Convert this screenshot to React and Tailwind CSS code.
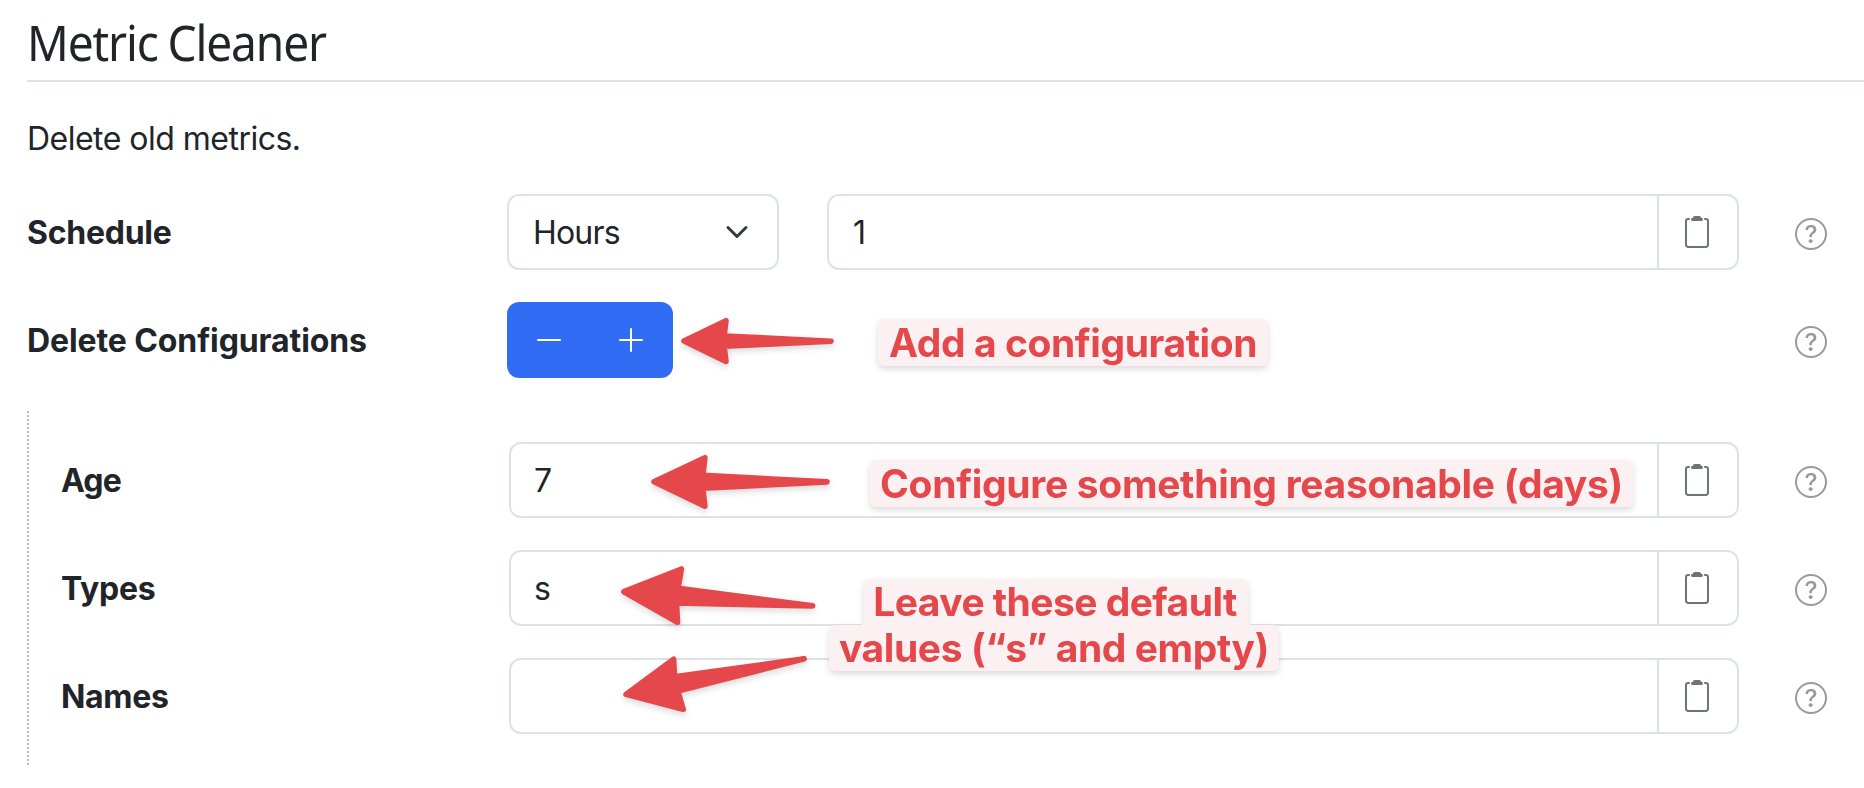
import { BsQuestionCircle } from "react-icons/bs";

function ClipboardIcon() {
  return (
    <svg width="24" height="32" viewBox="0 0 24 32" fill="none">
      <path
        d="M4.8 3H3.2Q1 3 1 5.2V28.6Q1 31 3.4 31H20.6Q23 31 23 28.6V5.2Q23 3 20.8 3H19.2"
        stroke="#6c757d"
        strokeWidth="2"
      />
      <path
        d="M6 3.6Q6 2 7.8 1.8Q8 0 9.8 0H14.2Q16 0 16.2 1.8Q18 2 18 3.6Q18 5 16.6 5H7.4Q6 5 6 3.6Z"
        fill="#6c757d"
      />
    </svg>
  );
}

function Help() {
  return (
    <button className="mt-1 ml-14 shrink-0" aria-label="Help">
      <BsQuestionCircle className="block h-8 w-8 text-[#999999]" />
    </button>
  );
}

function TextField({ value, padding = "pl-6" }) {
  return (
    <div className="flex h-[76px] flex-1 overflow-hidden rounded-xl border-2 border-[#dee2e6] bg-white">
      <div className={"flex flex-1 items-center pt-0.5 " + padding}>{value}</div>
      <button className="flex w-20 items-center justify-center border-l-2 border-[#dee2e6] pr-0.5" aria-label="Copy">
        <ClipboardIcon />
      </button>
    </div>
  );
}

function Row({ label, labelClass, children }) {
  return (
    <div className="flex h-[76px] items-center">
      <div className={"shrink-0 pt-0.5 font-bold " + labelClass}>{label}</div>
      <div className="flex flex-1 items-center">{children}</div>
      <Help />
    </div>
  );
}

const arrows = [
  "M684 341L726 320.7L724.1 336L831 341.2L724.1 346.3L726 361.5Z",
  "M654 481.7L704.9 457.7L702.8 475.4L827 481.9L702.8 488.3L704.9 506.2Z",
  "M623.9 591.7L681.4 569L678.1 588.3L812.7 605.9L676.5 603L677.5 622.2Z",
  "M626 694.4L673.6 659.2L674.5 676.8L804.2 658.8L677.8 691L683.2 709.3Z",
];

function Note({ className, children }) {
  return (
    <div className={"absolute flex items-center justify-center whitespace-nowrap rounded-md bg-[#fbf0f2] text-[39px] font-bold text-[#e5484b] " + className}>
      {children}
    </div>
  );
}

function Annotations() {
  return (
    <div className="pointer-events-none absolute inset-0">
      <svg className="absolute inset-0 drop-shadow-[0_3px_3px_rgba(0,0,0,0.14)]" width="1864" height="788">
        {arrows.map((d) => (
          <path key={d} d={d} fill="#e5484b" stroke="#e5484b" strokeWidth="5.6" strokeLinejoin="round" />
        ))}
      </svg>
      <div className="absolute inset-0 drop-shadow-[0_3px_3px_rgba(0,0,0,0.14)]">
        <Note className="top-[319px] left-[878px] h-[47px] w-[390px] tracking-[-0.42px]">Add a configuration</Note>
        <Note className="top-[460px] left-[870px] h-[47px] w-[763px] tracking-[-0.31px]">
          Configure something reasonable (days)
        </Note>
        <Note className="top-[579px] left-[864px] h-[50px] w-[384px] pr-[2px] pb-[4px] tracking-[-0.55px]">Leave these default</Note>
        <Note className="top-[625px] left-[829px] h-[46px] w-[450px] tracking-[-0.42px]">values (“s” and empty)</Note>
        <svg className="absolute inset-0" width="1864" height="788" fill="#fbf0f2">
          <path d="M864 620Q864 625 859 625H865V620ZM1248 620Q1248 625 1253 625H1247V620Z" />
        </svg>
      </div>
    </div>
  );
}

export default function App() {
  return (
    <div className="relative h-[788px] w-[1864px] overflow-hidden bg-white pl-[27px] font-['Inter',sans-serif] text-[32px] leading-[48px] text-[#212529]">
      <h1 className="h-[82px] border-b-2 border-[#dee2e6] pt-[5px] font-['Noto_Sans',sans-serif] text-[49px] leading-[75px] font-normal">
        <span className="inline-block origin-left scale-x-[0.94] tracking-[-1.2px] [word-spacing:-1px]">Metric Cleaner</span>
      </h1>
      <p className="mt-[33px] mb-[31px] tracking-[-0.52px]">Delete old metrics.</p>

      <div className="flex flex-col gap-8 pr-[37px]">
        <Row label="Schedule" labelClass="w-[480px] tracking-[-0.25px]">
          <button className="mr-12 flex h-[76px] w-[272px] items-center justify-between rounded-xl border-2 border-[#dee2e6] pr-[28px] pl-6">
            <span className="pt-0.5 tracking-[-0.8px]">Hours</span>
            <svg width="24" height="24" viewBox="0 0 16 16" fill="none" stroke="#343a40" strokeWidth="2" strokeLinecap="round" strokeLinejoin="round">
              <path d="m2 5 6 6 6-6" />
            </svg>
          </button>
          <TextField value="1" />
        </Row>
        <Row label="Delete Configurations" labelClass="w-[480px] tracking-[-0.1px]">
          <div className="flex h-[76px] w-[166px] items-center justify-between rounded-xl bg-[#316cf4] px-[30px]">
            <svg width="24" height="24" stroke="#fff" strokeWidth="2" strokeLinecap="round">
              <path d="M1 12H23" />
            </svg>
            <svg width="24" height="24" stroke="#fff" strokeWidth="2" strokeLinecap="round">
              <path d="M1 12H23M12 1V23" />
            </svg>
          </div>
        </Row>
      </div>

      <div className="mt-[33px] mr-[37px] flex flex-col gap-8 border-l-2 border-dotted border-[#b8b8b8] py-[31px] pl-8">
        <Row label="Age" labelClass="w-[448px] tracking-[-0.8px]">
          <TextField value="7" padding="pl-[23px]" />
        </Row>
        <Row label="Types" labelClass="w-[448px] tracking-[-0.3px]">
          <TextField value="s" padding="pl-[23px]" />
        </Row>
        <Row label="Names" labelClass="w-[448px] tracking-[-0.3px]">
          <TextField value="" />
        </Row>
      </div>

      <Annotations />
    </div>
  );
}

==

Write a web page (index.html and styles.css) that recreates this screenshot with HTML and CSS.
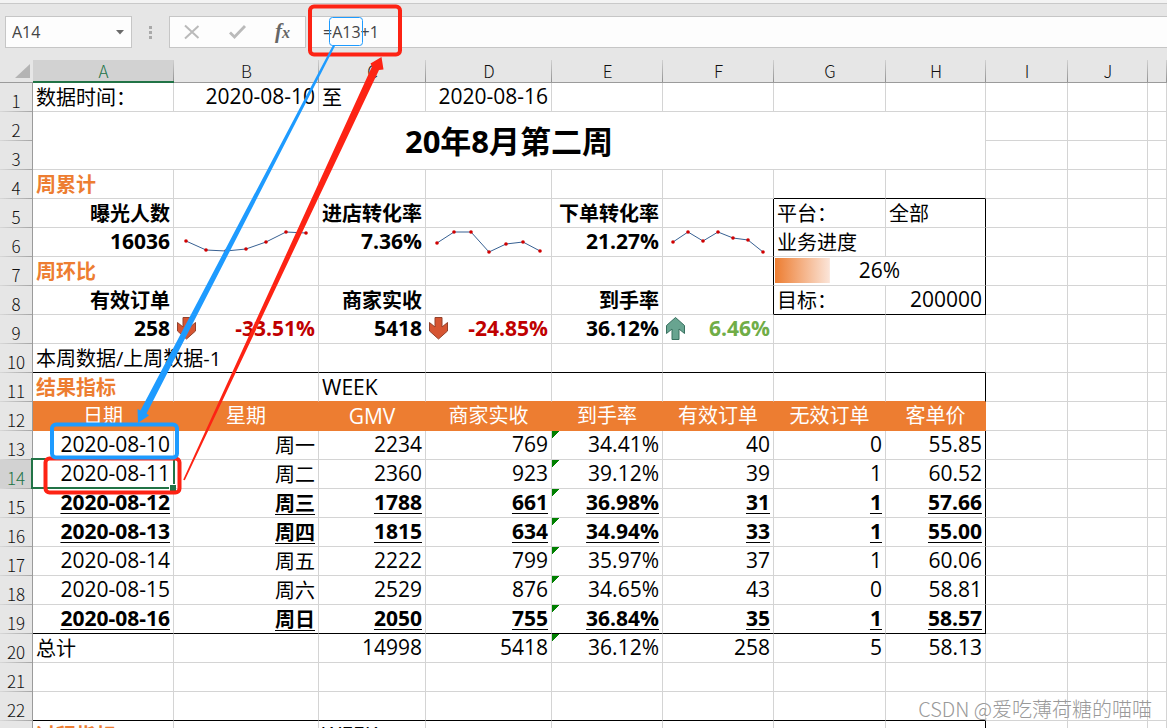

What is required: List all lines in the material containing the string "screenshot".

Exercise output:
Convert this screenshot to React and Tailwind CSS code.
Write a web page (index.html and styles.css) that recreates this screenshot with HTML and CSS.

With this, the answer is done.